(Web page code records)
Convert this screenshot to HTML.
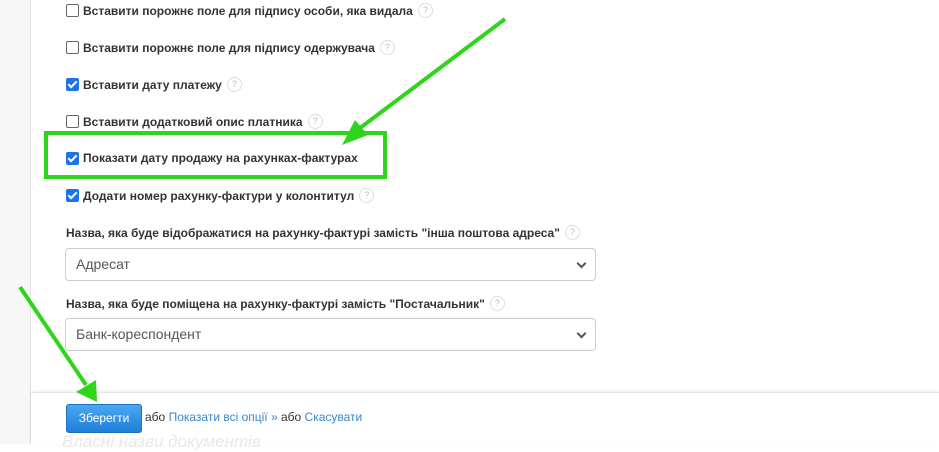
<!DOCTYPE html>
<html><head><meta charset="utf-8"><style>
body{margin:0;width:939px;height:444px;overflow:hidden;background:#fff;font-family:"Liberation Sans",Arial,sans-serif;position:relative}
.side{position:absolute;left:0;top:0;width:30px;height:444px;background:#f7f7f7;border-right:1px solid #e3e3e3}
.row{position:absolute;left:66px;font-size:12px;font-weight:bold;color:#333;white-space:nowrap;display:flex;align-items:center}
.cb{width:11px;height:11px;border:1px solid #666;border-radius:2px;margin-right:4px;background:#fff;display:inline-block;box-sizing:content-box}
.cb.on{background:#1a73e8;border-color:#1a73e8;position:relative}
.cb.on:after{content:"";position:absolute;left:3px;top:0px;width:3px;height:7px;border:solid #fff;border-width:0 2px 2px 0;transform:rotate(45deg)}
.q{display:inline-block;width:13px;height:13px;border:1px solid #ddd;border-radius:50%;font-size:9px;color:#bbb;text-align:center;line-height:13px;font-weight:normal;margin-left:5px}
.lbl{position:absolute;left:66px;font-size:12px;font-weight:bold;color:#333;white-space:nowrap;display:flex;align-items:center}
.sel{position:absolute;left:65px;width:531px;height:33px;border:1px solid #ccc;border-radius:4px;box-sizing:border-box;font-size:14px;color:#555;padding:0 0 0 10px;line-height:31px}
.sel:after{content:"";position:absolute;right:10px;top:11px;width:5px;height:5px;border:solid #555;border-width:0 2px 2px 0;transform:rotate(45deg)}
.foot{position:absolute;left:31px;top:392px;width:908px;height:52px;background:#fff;border-top:1px solid #e6e6e6;box-shadow:0 -1px 3px rgba(0,0,0,.08)}
.btn{position:absolute;left:66px;top:404px;width:76px;height:29px;border-radius:3px;background:linear-gradient(#4aa8f0,#1e7fd8);border:1px solid #1a6fc0;box-sizing:border-box;color:#fff;font-size:12px;text-align:center;line-height:27px}
.ft{position:absolute;left:145px;top:410px;font-size:12px;color:#333;white-space:nowrap}
.ft a{color:#3a86c8;text-decoration:none}
.ghost{position:absolute;left:62px;top:432px;font-size:17px;font-style:italic;color:#e8e8e8}
</style></head><body>
<div class="side"></div>
<div class="row" style="top:3px"><span class="cb"></span>Вставити порожнє поле для підпису особи, яка видала<span class="q">?</span></div>
<div class="row" style="top:40px"><span class="cb"></span>Вставити порожнє поле для підпису одержувача<span class="q">?</span></div>
<div class="row" style="top:77px"><span class="cb on"></span>Вставити дату платежу<span class="q">?</span></div>
<div class="row" style="top:114px"><span class="cb"></span>Вставити додатковий опис платника<span class="q">?</span></div>
<div class="row" style="top:151px"><span class="cb on"></span>Показати дату продажу на рахунках-фактурах</div>
<div class="row" style="top:188px"><span class="cb on"></span>Додати номер рахунку-фактури у колонтитул<span class="q">?</span></div>
<div class="lbl" style="top:225px">Назва, яка буде відображатися на рахунку-фактурі замість "інша поштова адреса"<span class="q">?</span></div>
<div class="sel" style="top:248px">Адресат</div>
<div class="lbl" style="top:296px">Назва, яка буде поміщена на рахунку-фактурі замість "Постачальник"<span class="q">?</span></div>
<div class="sel" style="top:318px">Банк-кореспондент</div>
<div class="foot"></div>
<div class="ghost">Власні назви документів</div>
<div class="btn">Зберегти</div>
<div class="ft">або <a>Показати всі опції »</a> або <a>Скасувати</a></div>
<svg width="939" height="444" style="position:absolute;left:0;top:0" fill="none">
<rect x="46" y="133" width="339" height="44" stroke="#2fd41c" stroke-width="4"/>
<line x1="505" y1="19" x2="360" y2="128" stroke="#2fd41c" stroke-width="4"/>
<polygon points="342,145 355,120 368,135" fill="#2fd41c"/>
<line x1="20" y1="287" x2="86" y2="385" stroke="#2fd41c" stroke-width="4"/>
<polygon points="97,402 76,392 96,380" fill="#2fd41c"/>
</svg>
</body></html>
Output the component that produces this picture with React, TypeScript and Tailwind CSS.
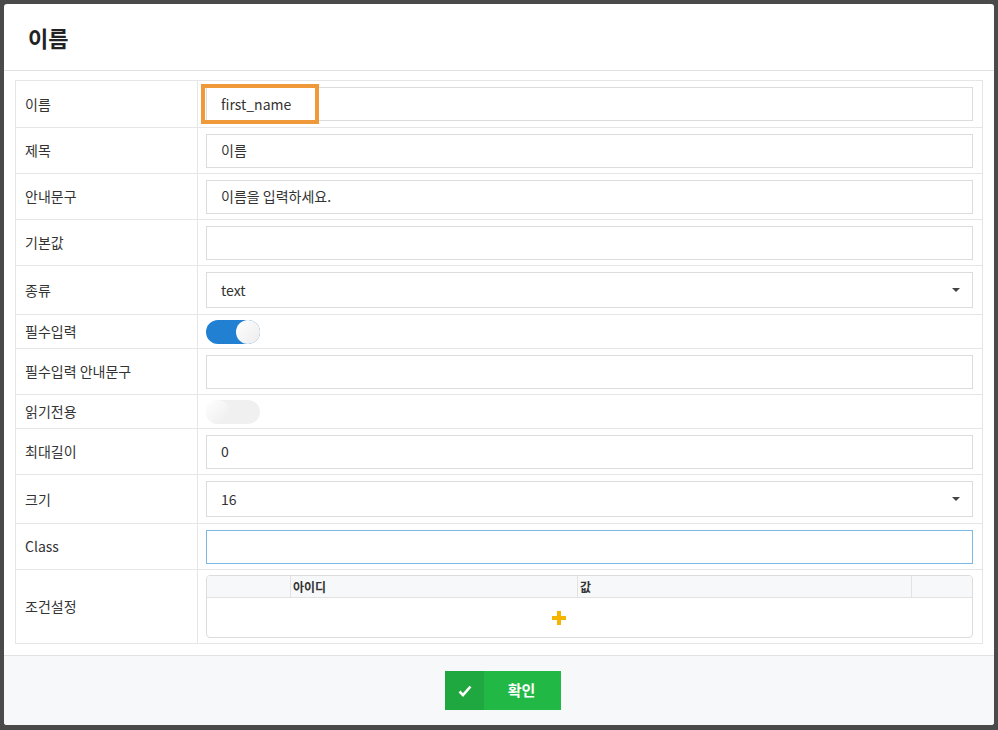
import React from "react";

const F = { fontFamily: '"Noto Sans CJK KR","Roboto",sans-serif' };

function Input({ v = "", cls = "" }: { v?: string; cls?: string }) {
  return (
    <div className={`h-[34px] w-full border bg-white flex items-center px-[14px] text-[14px] text-[#333] ${cls || "border-[#dcdcdc]"}`}>
      {v}
    </div>
  );
}
function Select({ v }: { v: string }) {
  return (
    <div className="h-[36px] w-full border border-[#dcdcdc] bg-white flex items-center justify-between px-[14px] pr-[12px] text-[14px] text-[#333]">
      <span>{v}</span>
      <span className="w-0 h-0 border-l-[4px] border-r-[4px] border-t-[4px] border-l-transparent border-r-transparent border-t-[#444]" />
    </div>
  );
}
function Toggle({ on }: { on: boolean }) {
  return (
    <div className={`w-[54px] h-[24px] rounded-full relative ${on ? "bg-[#2180d2]" : "bg-[#f0f0f0]"}`}>
      <div className={`absolute top-0 w-[24px] h-[24px] rounded-full bg-gradient-to-br from-white to-[#ececec] ${on ? "right-0" : "left-0"}`} />
    </div>
  );
}

function Row({ label, h, children }: { label: string; h: number; children?: React.ReactNode }) {
  return (
    <div className="flex border-b border-[#e6e6e6] last:border-b-0" style={{ height: h }}>
      <div className="w-[182px] shrink-0 border-r border-[#e6e6e6] flex items-center pl-[9px] text-[14px] text-[#333]">{label}</div>
      <div className="flex-1 flex items-center pl-[8px] pr-[9px]">{children}</div>
    </div>
  );
}

export default function App() {
  return (
    <div className="w-[998px] h-[730px] bg-[#4a4a4a] p-[4px] pb-[5px]" style={F}>
      <div className="w-[990px] h-[721px] bg-white rounded-[3px] flex flex-col overflow-hidden">
        <div className="h-[67px] border-b border-[#e2e2e2] flex items-center pl-[24px] text-[22px] font-bold text-[#222]">이름</div>
        <div className="flex-1 px-[11px] pt-[9px]">
          <div className="border border-[#e6e6e6]">
            <Row label="이름" h={47}>
              <div className="relative w-full">
                <Input v="first_name" />
                <div className="absolute -left-[5px] -top-[3px] w-[118px] h-[40px] border-[4px] border-[#f0993a]" />
              </div>
            </Row>
            <Row label="제목" h={46}><Input v="이름" /></Row>
            <Row label="안내문구" h={46}><Input v="이름을 입력하세요." /></Row>
            <Row label="기본값" h={46}><Input /></Row>
            <Row label="종류" h={49}><Select v="text" /></Row>
            <Row label="필수입력" h={34}><Toggle on /></Row>
            <Row label="필수입력 안내문구" h={46}><Input /></Row>
            <Row label="읽기전용" h={34}><Toggle on={false} /></Row>
            <Row label="최대길이" h={46}><Input v="0" /></Row>
            <Row label="크기" h={49}><Select v="16" /></Row>
            <Row label="Class" h={46}>
              <Input cls="border-[#7ab8e6]" v="" />
            </Row>
            <Row label="조건설정" h={73}>
              <div className="w-full h-[63px] border border-[#dcdcdc] rounded-[4px] overflow-hidden flex flex-col">
                <div className="h-[22px] bg-[#f7f8fa] border-b border-[#e2e2e2] flex text-[12px] font-bold text-[#333]">
                  <div className="w-[84px] border-r border-[#e2e2e2]" />
                  <div className="w-[287px] border-r border-[#e2e2e2] pl-[2px] leading-[22px]">아이디</div>
                  <div className="w-[334px] border-r border-[#e2e2e2] pl-[2px] leading-[22px]">값</div>
                  <div className="flex-1" />
                </div>
                <div className="flex-1 flex items-center pl-[344px]">
                  <svg width="16" height="16" viewBox="0 0 16 16"><path d="M8 1v14M1 8h14" stroke="#f4b400" strokeWidth="4" /></svg>
                </div>
              </div>
            </Row>
          </div>
        </div>
        <div className="h-[70px] bg-[#f7f8fa] border-t border-[#e2e2e2] flex items-center justify-center">
          <div className="h-[39px] w-[116px] ml-[8px] bg-[#22b845] flex text-white">
            <div className="w-[39px] bg-[#20a840] flex items-center justify-center">
              <svg width="14" height="12" viewBox="0 0 14 12"><path d="M1.5 6.5l3.5 3.5 7.5-8.5" stroke="white" strokeWidth="2.6" fill="none" /></svg>
            </div>
            <div className="flex-1 flex items-center justify-center text-[15px] font-bold pr-[2px]">확인</div>
          </div>
        </div>
      </div>
    </div>
  );
}
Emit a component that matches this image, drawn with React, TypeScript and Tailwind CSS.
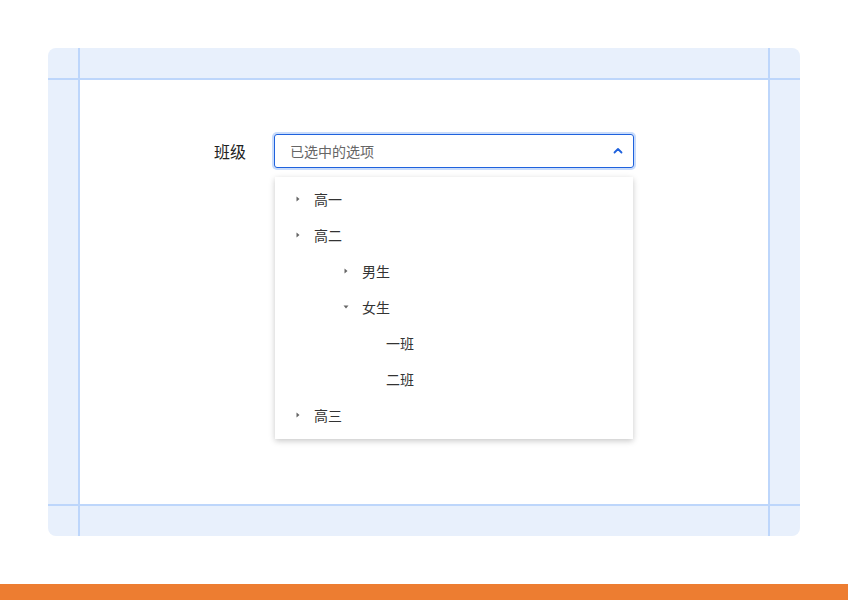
import React from "react";

const font = { fontFamily: '"Noto Sans CJK SC", "Noto Sans", sans-serif' };

function Caret({ open }: { open?: boolean }) {
  return (
    <svg width="8" height="8" viewBox="0 0 8 8" className="shrink-0">
      {open ? (
        <path d="M1.5 2.5 L6.5 2.5 L4 5.5 Z" fill="#666" />
      ) : (
        <path d="M2.5 1.5 L5.5 4 L2.5 6.5 Z" fill="#666" />
      )}
    </svg>
  );
}

type Item = { label: string; pl: string; caret?: "open" | "closed" };

const items: Item[] = [
  { label: "高一", pl: "pl-[19px]", caret: "closed" },
  { label: "高二", pl: "pl-[19px]", caret: "closed" },
  { label: "男生", pl: "pl-[67px]", caret: "closed" },
  { label: "女生", pl: "pl-[67px]", caret: "open" },
  { label: "一班", pl: "pl-[111px]" },
  { label: "二班", pl: "pl-[111px]" },
  { label: "高三", pl: "pl-[19px]", caret: "closed" },
];

export default function App() {
  return (
    <div className="w-[848px] h-[600px] bg-white flex flex-col" style={font}>
      <div className="flex-1 pt-[48px] px-[48px]">
        <div className="relative h-[488px] bg-[#e8f0fc] rounded-[8px] p-[32px]">
          <div className="absolute left-[30px] top-0 bottom-0 w-[2px] bg-[#bdd6fb]" />
          <div className="absolute right-[30px] top-0 bottom-0 w-[2px] bg-[#bdd6fb]" />
          <div className="absolute top-[30px] left-0 right-0 h-[2px] bg-[#bdd6fb]" />
          <div className="absolute bottom-[30px] left-0 right-0 h-[2px] bg-[#bdd6fb]" />
          <div className="relative h-full bg-white pt-[54px] pl-[134px]">
            <div className="flex items-start">
              <div className="w-[60px] h-[34px] flex items-center text-[16px] text-[#222]">班级</div>
              <div className="flex flex-col">
                <div className="w-[360px] h-[34px] rounded-[3px] border border-[#1f62dd] ring-2 ring-[#c9dcfb] flex items-center justify-between pl-[15px] pr-[10px]">
                  <span className="text-[14px] text-[#666]">已选中的选项</span>
                  <svg width="10" height="8" viewBox="0 0 10 8">
                    <path d="M1.5 5.5 L5 2 L8.5 5.5" stroke="#1f62dd" strokeWidth="1.8" fill="none" strokeLinecap="round" strokeLinejoin="round" />
                  </svg>
                </div>
                <div className="mt-[9px] ml-[1px] w-[358px] bg-white pt-[4px] pb-[6px] shadow-[0_2px_6px_rgba(0,0,0,0.22)]">
                  {items.map((it) => (
                    <div key={it.label + it.pl} className={`h-[36px] flex items-center ${it.pl} text-[14px] text-[#333]`}>
                      {it.caret ? (
                        <>
                          <Caret open={it.caret === "open"} />
                          <span className="ml-[12px]">{it.label}</span>
                        </>
                      ) : (
                        <span>{it.label}</span>
                      )}
                    </div>
                  ))}
                </div>
              </div>
            </div>
          </div>
        </div>
      </div>
      <div className="h-[16px] bg-[#ed7d31]" />
    </div>
  );
}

• _WRITTEN TASK_: From the material above, gather all lines that include the string "React" and copy them.

• _CORRECT OUTPUT_:
Output the component that produces this picture with React, TypeScript and Tailwind CSS.
import React from "react";
function Row({ label, h, children }: { label: string; h: number; children?: React.ReactNode }) {
Emit a component that matches this image, drawn with React, TypeScript and Tailwind CSS.
import React from "react";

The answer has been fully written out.